GOAL: Compute how many lines in the entries below contain "screenshot", and output nothing but the number.

━━━ GIVEN ENTRIES

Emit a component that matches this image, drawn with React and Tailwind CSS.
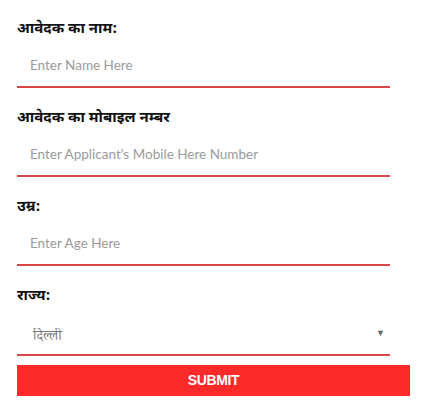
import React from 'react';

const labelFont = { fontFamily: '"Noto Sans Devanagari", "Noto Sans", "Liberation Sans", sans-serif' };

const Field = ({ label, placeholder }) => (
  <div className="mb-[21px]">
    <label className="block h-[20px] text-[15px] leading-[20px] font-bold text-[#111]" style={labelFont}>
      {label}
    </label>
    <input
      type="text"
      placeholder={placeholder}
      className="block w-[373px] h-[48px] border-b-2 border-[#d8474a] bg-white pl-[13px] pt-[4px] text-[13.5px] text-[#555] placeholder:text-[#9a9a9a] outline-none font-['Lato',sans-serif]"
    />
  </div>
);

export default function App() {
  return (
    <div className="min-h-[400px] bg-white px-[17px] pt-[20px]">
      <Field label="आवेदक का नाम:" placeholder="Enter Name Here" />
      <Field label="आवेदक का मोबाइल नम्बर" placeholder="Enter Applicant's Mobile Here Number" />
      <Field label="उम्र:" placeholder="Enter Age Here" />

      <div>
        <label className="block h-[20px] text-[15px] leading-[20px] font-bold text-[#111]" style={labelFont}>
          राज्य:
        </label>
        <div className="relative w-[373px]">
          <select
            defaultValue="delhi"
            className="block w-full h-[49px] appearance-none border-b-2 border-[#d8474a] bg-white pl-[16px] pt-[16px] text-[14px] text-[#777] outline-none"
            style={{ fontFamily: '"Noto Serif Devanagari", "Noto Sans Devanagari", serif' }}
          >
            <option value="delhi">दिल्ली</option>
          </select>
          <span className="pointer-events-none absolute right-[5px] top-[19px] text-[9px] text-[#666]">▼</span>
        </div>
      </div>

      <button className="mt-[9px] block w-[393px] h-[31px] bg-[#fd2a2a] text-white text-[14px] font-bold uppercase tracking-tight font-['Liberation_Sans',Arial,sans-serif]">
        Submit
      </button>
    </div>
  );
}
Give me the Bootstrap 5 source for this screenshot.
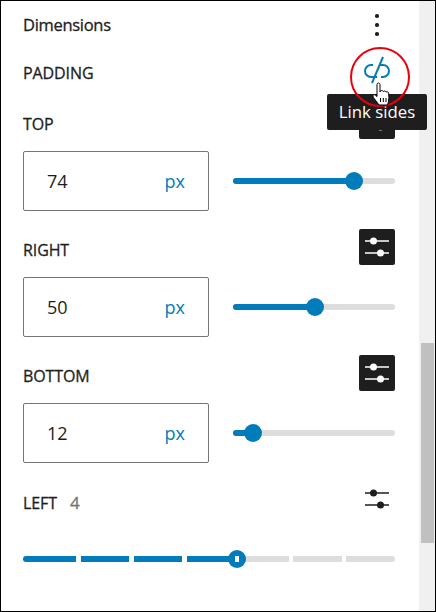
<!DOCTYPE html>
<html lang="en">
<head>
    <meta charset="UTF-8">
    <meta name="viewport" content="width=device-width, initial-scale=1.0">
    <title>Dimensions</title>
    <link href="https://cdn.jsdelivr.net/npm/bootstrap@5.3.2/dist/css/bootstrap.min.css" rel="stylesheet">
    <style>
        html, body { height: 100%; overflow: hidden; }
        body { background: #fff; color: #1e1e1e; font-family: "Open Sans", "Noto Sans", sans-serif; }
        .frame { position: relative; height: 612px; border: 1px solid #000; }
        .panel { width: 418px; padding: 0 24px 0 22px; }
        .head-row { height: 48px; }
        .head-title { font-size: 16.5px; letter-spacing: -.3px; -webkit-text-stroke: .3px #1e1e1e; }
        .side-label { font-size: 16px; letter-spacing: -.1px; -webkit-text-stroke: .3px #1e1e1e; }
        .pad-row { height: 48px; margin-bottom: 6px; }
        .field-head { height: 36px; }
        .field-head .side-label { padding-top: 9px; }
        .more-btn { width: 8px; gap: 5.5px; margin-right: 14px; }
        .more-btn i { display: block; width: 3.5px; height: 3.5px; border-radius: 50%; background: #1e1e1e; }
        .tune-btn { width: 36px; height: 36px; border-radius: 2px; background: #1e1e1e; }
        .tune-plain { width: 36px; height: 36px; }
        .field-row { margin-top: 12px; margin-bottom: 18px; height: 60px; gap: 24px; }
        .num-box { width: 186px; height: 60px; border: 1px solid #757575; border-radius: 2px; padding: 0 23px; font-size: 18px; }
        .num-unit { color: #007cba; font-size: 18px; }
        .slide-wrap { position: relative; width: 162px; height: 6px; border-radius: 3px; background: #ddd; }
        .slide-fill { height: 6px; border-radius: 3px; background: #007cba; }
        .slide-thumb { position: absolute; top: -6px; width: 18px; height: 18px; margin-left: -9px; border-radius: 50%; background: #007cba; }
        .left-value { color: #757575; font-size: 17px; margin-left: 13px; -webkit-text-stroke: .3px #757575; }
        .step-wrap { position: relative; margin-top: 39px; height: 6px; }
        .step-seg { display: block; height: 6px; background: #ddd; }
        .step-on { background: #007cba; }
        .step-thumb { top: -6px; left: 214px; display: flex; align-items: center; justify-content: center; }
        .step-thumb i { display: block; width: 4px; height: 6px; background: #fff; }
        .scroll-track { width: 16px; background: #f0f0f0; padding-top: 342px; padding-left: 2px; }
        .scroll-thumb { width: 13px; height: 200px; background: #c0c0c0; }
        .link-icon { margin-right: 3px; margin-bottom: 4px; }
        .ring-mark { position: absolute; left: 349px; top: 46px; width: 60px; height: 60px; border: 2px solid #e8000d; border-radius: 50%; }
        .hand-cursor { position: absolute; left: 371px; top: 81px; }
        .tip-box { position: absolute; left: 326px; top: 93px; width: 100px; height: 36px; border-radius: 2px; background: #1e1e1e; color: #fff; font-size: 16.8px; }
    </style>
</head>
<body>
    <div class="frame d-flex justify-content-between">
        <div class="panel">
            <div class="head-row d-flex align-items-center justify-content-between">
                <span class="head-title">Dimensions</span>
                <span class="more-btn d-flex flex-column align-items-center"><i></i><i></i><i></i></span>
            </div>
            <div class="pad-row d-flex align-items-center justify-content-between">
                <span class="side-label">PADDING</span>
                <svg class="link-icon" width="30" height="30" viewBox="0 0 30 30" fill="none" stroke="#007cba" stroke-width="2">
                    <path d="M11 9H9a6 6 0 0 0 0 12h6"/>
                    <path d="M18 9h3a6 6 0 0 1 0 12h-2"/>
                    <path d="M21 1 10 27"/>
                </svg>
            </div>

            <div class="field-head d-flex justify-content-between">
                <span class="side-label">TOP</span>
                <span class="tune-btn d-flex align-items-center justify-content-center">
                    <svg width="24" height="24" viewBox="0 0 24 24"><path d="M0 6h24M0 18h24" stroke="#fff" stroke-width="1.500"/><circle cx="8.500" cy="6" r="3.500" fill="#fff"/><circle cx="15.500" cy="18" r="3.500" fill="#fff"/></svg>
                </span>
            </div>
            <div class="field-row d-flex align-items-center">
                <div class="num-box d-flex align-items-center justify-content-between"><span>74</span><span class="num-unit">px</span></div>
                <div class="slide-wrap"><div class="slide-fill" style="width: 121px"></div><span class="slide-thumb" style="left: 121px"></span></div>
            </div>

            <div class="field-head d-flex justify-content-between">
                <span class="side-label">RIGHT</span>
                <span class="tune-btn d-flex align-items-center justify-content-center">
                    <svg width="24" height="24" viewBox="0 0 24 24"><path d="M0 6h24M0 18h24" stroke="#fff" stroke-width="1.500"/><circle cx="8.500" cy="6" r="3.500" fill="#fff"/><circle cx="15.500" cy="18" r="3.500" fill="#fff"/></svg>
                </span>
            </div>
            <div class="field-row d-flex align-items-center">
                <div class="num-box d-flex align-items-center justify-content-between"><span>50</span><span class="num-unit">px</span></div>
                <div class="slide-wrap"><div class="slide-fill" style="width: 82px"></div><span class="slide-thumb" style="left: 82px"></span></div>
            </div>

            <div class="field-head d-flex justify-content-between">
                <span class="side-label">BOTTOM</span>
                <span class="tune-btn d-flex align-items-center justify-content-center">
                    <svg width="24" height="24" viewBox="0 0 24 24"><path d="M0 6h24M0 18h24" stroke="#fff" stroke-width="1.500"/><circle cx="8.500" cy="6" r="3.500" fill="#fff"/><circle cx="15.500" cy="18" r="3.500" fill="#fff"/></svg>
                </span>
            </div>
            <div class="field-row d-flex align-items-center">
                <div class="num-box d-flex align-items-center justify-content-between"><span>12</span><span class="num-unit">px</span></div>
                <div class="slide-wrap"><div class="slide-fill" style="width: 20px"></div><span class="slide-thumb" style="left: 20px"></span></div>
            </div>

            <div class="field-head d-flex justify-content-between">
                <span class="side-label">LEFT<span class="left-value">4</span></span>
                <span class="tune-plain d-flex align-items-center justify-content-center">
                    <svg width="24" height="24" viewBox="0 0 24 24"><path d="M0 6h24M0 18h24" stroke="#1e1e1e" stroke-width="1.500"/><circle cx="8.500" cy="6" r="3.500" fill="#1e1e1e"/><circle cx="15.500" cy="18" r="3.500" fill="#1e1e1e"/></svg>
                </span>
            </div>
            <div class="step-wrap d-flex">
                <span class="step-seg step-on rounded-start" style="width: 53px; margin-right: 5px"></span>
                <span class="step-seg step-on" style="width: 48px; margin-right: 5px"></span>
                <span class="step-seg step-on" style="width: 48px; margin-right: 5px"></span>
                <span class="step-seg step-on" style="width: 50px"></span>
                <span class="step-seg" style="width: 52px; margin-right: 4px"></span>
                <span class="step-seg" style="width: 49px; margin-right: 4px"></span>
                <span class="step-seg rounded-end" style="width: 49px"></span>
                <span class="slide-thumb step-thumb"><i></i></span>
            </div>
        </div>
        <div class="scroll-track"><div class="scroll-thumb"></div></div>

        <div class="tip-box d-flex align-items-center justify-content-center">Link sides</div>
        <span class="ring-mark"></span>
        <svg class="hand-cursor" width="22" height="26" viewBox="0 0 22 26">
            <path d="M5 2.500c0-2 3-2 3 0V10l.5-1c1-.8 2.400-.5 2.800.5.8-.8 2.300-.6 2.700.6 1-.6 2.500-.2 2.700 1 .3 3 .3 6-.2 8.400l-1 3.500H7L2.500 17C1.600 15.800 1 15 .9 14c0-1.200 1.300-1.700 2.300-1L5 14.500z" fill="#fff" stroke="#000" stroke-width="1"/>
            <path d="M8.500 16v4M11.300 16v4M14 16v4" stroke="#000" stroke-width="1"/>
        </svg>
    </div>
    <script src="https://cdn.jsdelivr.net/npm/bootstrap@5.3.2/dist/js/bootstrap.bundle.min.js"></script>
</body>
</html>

━━━━━━
━━━ GIVEN ENTRIES

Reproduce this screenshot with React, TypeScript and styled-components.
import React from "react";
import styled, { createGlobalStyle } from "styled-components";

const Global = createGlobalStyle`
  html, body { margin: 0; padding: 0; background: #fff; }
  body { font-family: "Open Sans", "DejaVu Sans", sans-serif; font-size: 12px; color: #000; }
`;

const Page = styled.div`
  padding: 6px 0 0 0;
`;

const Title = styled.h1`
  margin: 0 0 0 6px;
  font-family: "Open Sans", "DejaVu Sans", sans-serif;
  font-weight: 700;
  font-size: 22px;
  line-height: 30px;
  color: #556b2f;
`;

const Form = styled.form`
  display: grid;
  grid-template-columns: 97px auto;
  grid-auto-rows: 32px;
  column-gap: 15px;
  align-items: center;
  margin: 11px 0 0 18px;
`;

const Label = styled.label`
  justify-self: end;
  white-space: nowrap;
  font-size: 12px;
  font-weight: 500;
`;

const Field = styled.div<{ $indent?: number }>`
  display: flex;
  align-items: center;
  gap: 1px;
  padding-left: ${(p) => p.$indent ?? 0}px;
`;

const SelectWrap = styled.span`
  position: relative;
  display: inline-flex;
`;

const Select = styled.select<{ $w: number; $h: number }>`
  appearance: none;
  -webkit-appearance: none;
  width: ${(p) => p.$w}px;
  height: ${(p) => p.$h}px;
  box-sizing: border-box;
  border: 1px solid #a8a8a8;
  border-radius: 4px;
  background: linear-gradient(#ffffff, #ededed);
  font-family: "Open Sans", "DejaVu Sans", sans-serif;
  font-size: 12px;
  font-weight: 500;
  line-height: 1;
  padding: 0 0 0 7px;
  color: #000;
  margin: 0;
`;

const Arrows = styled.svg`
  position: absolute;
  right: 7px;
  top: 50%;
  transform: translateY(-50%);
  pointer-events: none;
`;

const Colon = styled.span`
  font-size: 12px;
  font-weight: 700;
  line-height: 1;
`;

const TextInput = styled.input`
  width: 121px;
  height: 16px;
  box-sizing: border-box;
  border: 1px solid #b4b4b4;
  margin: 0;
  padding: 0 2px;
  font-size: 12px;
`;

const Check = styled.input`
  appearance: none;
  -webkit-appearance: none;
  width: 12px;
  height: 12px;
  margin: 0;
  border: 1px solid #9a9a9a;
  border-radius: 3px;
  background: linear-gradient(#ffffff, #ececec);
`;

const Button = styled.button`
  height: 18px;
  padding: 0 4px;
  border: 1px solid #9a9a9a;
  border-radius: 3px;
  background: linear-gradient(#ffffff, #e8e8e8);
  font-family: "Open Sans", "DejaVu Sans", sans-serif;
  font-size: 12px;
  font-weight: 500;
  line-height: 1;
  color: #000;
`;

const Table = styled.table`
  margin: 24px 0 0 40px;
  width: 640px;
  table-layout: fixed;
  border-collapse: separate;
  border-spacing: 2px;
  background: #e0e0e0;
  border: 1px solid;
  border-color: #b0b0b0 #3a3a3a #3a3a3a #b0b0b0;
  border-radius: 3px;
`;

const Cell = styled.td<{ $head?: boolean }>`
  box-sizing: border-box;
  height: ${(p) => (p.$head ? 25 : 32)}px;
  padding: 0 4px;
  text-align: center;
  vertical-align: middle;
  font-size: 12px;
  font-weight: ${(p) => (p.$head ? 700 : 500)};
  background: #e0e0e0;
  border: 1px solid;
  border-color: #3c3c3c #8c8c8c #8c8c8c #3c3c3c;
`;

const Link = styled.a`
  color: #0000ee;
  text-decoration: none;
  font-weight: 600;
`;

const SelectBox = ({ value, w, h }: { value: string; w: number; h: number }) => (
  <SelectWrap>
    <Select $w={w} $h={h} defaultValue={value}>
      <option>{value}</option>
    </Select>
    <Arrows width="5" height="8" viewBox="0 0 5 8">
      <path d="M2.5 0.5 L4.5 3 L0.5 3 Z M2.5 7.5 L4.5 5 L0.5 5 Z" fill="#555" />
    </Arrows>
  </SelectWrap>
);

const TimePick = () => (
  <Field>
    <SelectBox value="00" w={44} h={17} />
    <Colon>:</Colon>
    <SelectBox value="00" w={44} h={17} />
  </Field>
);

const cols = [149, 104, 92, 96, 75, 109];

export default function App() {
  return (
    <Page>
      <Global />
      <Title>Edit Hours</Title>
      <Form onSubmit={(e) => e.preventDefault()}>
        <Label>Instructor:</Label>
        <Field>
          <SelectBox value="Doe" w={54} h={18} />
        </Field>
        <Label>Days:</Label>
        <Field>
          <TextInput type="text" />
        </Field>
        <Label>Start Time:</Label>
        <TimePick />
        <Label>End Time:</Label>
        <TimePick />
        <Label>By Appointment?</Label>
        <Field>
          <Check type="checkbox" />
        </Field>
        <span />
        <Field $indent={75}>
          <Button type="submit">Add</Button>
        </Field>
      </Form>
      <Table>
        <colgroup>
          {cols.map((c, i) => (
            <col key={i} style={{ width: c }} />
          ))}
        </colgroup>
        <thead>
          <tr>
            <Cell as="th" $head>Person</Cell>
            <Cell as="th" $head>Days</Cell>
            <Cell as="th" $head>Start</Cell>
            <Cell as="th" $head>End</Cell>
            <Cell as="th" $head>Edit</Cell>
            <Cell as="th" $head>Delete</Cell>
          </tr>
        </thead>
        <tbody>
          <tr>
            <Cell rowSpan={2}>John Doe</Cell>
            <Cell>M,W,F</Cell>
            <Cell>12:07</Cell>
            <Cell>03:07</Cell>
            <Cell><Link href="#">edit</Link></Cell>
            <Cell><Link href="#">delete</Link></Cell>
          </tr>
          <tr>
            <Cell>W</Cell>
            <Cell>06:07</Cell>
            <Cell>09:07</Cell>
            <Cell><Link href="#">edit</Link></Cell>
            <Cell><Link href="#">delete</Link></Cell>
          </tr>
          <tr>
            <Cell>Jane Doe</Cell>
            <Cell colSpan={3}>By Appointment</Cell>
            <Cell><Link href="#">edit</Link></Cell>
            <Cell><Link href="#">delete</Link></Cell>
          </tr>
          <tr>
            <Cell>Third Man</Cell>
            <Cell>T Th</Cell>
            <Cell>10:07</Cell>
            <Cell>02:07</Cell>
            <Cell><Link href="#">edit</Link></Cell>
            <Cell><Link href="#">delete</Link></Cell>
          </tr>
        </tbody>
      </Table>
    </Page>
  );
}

━━━━━━

WORKED SOLUTION: 2